The world’s only cubed poop can now be scientifically explained

By
Henrik Larsen
Artikel

The faeces of the wombat have caused a stir in scientific circles. They are cubic, enabling the wombat to stack the droppings to mark its territory. According to Professor Tom Gilbert, recipient of the Lundbeck Foundation Research Prize for Young Scientists, this cube-shaped poop is an example of the elegant and creative work of evolution.

How can an otherwise unremarkable anal orifice release faeces shaped like a cube?
The question has long haunted scientific circles, and on Sunday 18 November 2018 a group of scientists from Australia and the USA were finally able to give an answer.

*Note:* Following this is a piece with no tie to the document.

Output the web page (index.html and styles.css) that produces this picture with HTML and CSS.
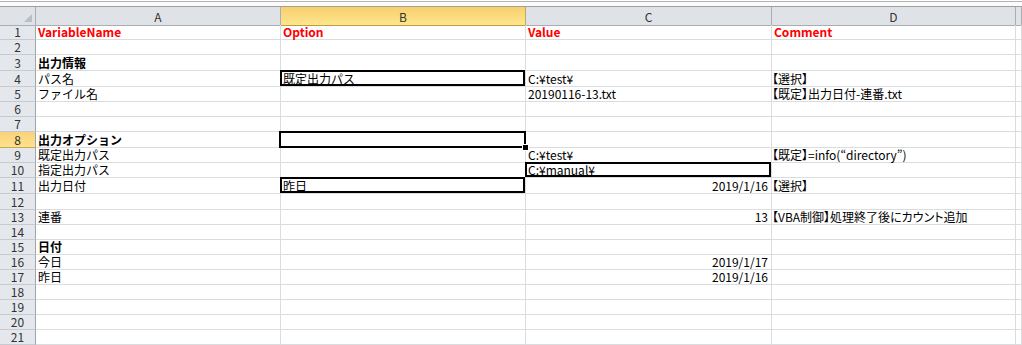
FILE: index.html
```html
<!DOCTYPE html>
<html lang="ja">
<head>
    <meta charset="UTF-8">
    <title>VariableList</title>
    <link rel="stylesheet" href="styles.css">
</head>
<body>
    <div class="formula"></div>

    <div class="row head">
        <div class="corner"><span class="tri"></span></div>
        <div class="ch">A</div>
        <div class="ch sel">B</div>
        <div class="ch">C</div>
        <div class="ch">D</div>
        <div class="ch"></div>
    </div>

    <div class="row">
        <div class="rh">1</div>
        <div class="c red">VariableName</div>
        <div class="c red">Option</div>
        <div class="c red">Value</div>
        <div class="c red">Comment</div>
        <div class="c"></div>
    </div>
    <div class="row">
        <div class="rh">2</div>
        <div class="c"></div><div class="c"></div><div class="c"></div><div class="c"></div><div class="c"></div>
    </div>
    <div class="row tall">
        <div class="rh">3</div>
        <div class="c bold">出力情報</div>
        <div class="c"></div><div class="c"></div><div class="c"></div><div class="c"></div>
    </div>
    <div class="row tall">
        <div class="rh">4</div>
        <div class="c">パス名</div>
        <div class="c boxed">既定出力パス</div>
        <div class="c">C:¥test¥</div>
        <div class="c cm">【選択】</div>
        <div class="c"></div>
    </div>
    <div class="row">
        <div class="rh">5</div>
        <div class="c">ファイル名</div>
        <div class="c"></div>
        <div class="c">20190116-13.txt</div>
        <div class="c cm">【既定】出力日付-連番.txt</div>
        <div class="c"></div>
    </div>
    <div class="row">
        <div class="rh">6</div>
        <div class="c"></div><div class="c"></div><div class="c"></div><div class="c"></div><div class="c"></div>
    </div>
    <div class="row">
        <div class="rh">7</div>
        <div class="c"></div><div class="c"></div><div class="c"></div><div class="c"></div><div class="c"></div>
    </div>
    <div class="row tall">
        <div class="rh sel">8</div>
        <div class="c bold">出力オプション</div>
        <div class="c active"><span class="handle"></span></div>
        <div class="c"></div><div class="c"></div><div class="c"></div>
    </div>
    <div class="row">
        <div class="rh">9</div>
        <div class="c">既定出力パス</div>
        <div class="c"></div>
        <div class="c">C:¥test¥</div>
        <div class="c cm">【既定】=info(“directory”)</div>
        <div class="c"></div>
    </div>
    <div class="row">
        <div class="rh">10</div>
        <div class="c">指定出力パス</div>
        <div class="c"></div>
        <div class="c boxed">C:¥manual¥</div>
        <div class="c"></div>
        <div class="c"></div>
    </div>
    <div class="row tall">
        <div class="rh">11</div>
        <div class="c">出力日付</div>
        <div class="c boxed">昨日</div>
        <div class="c num">2019/1/16</div>
        <div class="c cm">【選択】</div>
        <div class="c"></div>
    </div>
    <div class="row tall">
        <div class="rh">12</div>
        <div class="c"></div><div class="c"></div><div class="c"></div><div class="c"></div><div class="c"></div>
    </div>
    <div class="row">
        <div class="rh">13</div>
        <div class="c">連番</div>
        <div class="c"></div>
        <div class="c num">13</div>
        <div class="c cm">【VBA制御】処理終了後にカウント追加</div>
        <div class="c"></div>
    </div>
    <div class="row">
        <div class="rh">14</div>
        <div class="c"></div><div class="c"></div><div class="c"></div><div class="c"></div><div class="c"></div>
    </div>
    <div class="row">
        <div class="rh">15</div>
        <div class="c bold">日付</div>
        <div class="c"></div><div class="c"></div><div class="c"></div><div class="c"></div>
    </div>
    <div class="row">
        <div class="rh">16</div>
        <div class="c">今日</div>
        <div class="c"></div>
        <div class="c num">2019/1/17</div>
        <div class="c"></div><div class="c"></div>
    </div>
    <div class="row">
        <div class="rh">17</div>
        <div class="c">昨日</div>
        <div class="c"></div>
        <div class="c num">2019/1/16</div>
        <div class="c"></div><div class="c"></div>
    </div>
    <div class="row">
        <div class="rh">18</div>
        <div class="c"></div><div class="c"></div><div class="c"></div><div class="c"></div><div class="c"></div>
    </div>
    <div class="row">
        <div class="rh">19</div>
        <div class="c"></div><div class="c"></div><div class="c"></div><div class="c"></div><div class="c"></div>
    </div>
    <div class="row">
        <div class="rh">20</div>
        <div class="c"></div><div class="c"></div><div class="c"></div><div class="c"></div><div class="c"></div>
    </div>
    <div class="row">
        <div class="rh">21</div>
        <div class="c"></div><div class="c"></div><div class="c"></div><div class="c"></div><div class="c"></div>
    </div>
</body>
</html>
```

FILE: styles.css
```css
* {
    box-sizing: border-box;
}
body {
    margin: 0;
    background-color: #fff;
    font-family: "Noto Sans CJK JP", sans-serif;
    font-size: 12px;
    color: #000;
    overflow: hidden;
}
.formula {
    height: 6px;
    margin-top: 1px;
    border-top: 1px solid #b4b4b4;
    border-bottom: 1px solid #a0a0a0;
    background-color: #fbfbfb;
}
.row {
    display: grid;
    grid-template-columns: 36px 245px 245px 246px 244px 1fr;
    height: 15px;
}
.row.tall {
    height: 16px;
}
.row.head {
    height: 18px;
}

/* column headers */
.corner {
    position: relative;
    background-color: #dfe3e8;
    border-right: 1px solid #a9aeb5;
    border-bottom: 1px solid #a9aeb5;
}
.tri {
    position: absolute;
    right: 3px;
    bottom: 3px;
    width: 8px;
    height: 8px;
    background-color: #b9bec5;
    clip-path: polygon(100% 0, 100% 100%, 0 100%);
}
.ch {
    display: flex;
    align-items: center;
    justify-content: center;
    background-color: #dfe3e8;
    border-right: 1px solid #a9aeb5;
    border-bottom: 1px solid #a9aeb5;
    color: #333;
    padding-top: 1px;
}
.ch.sel {
    background: linear-gradient(#f8cf6d, #fde68e);
    border-bottom-color: #c29b3c;
    border-right-color: #c9a65a;
}

/* row headers */
.rh {
    display: flex;
    align-items: flex-end;
    justify-content: center;
    background-color: #e4e8ed;
    border-right: 1px solid #a0a6ad;
    border-bottom: 1px solid #c6cbd1;
    color: #333;
    line-height: 14px;
}
.rh.sel {
    background: linear-gradient(#f9d27a, #fde28a);
    border-bottom-color: #c9a65a;
}

/* cells */
.c {
    position: relative;
    display: flex;
    align-items: flex-end;
    padding: 0 2px;
    border-right: 1px solid #dadcdd;
    border-bottom: 1px solid #dadcdd;
    white-space: nowrap;
    line-height: 14px;
}
.c.red {
    color: #f00;
    font-weight: bold;
}
.c.bold {
    font-weight: bold;
}
.c.cm {
    padding-left: 0;
    font-feature-settings: "palt";
}
.c.num {
    justify-content: flex-end;
    padding-right: 3px;
}
.c.boxed::after {
    content: "";
    position: absolute;
    left: -1px;
    top: -1px;
    right: 0;
    bottom: 0;
    border: 2px solid #000;
}
.c.active::after {
    content: "";
    position: absolute;
    left: -2px;
    top: -1px;
    right: -1px;
    bottom: -1px;
    border: 2px solid #000;
}
.handle {
    position: absolute;
    right: -3px;
    bottom: -3px;
    width: 5px;
    height: 5px;
    background-color: #000;
    outline: 1px solid #fff;
    z-index: 1;
}
```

The announcement was made at the 71st annual meeting of the American Physical Society’s Division of Fluid Dynamics, which was held in Atlanta, Georgia, USA. And the following topic was on the agenda: ‘How do wombats make cubed poop?’

Evolution at play
The wombat is a muscular marsupial which can grow to around one metre in length and up to 35 kg in weight. It lives in Australia and Tasmania, preferably in areas with heath, woodland or scrub where it can dig extensive burrow systems, several metres below ground.
The wombat lives here for most of the day, but in the late evening, and again before dawn, it emerges to seek food. It is a vegetarian and digests its food so slowly that it can take as much as 14 days to travel through the wombat’s system to emerge as cubed droppings. The wombat is the only animal in the world to be able to do this. Tom Gilbert, Professor of Evolutionary Biology at the Natural History Museum of Denmark and previous recipient of the Lundbeck Foundation Research Prize for Young Scientists, describes the cubed wombat droppings as a remarkable example of the elegance and creativity of evolution when untraditional solutions are required: ‘The wombat must have gained a distinct evolutionary benefit from adjusting to cube-shaped poop, otherwise it wouldn’t have happened. As far as I know, no other animals have done this – not even rabbits, which also live in warrens and burrows underground,’ says Tom Gilbert, and he adds that evolutionary adaptation of this kind ‘can take place over a very short period if the need is great enough.’

Stacks its droppings
It is said that an animal is leaving its business card when it relieves itself – and in the wombat’s case this is absolutely true! The wombat, which has poor eye sight, uses the 80-100 malodorous, cube-shaped droppings it produces each day to make a mark:
It stacks them in places such as the tops of cliffs and rocks – almost like small cairns – to mark its territory above ground. This warns other wombats to keep away.
The researchers from the USA and Australia have examined the digestive tracts of a number of wombats euthanised following motor vehicle collisions on roads in Tasmania. And, on Sunday evening, the team leader – postdoc Patricia Yang from the Georgia Institute of Technology – explained to the participants of the annual meeting of the American Physical Society’s Division of Fluid Dynamics that the wombat is able to keep its intestinal content in a liquid-like state through very long sections of its digestive tract. The change to a solid state does not take place until the end, where the intestinal wall shows pronounced elastic properties. The American-Australian research team concludes that the complex interaction of these properties explains the unique droppings of this marsupial, and they will now investigate whether the wombat study could provide inspiration for novel, industrial production methods.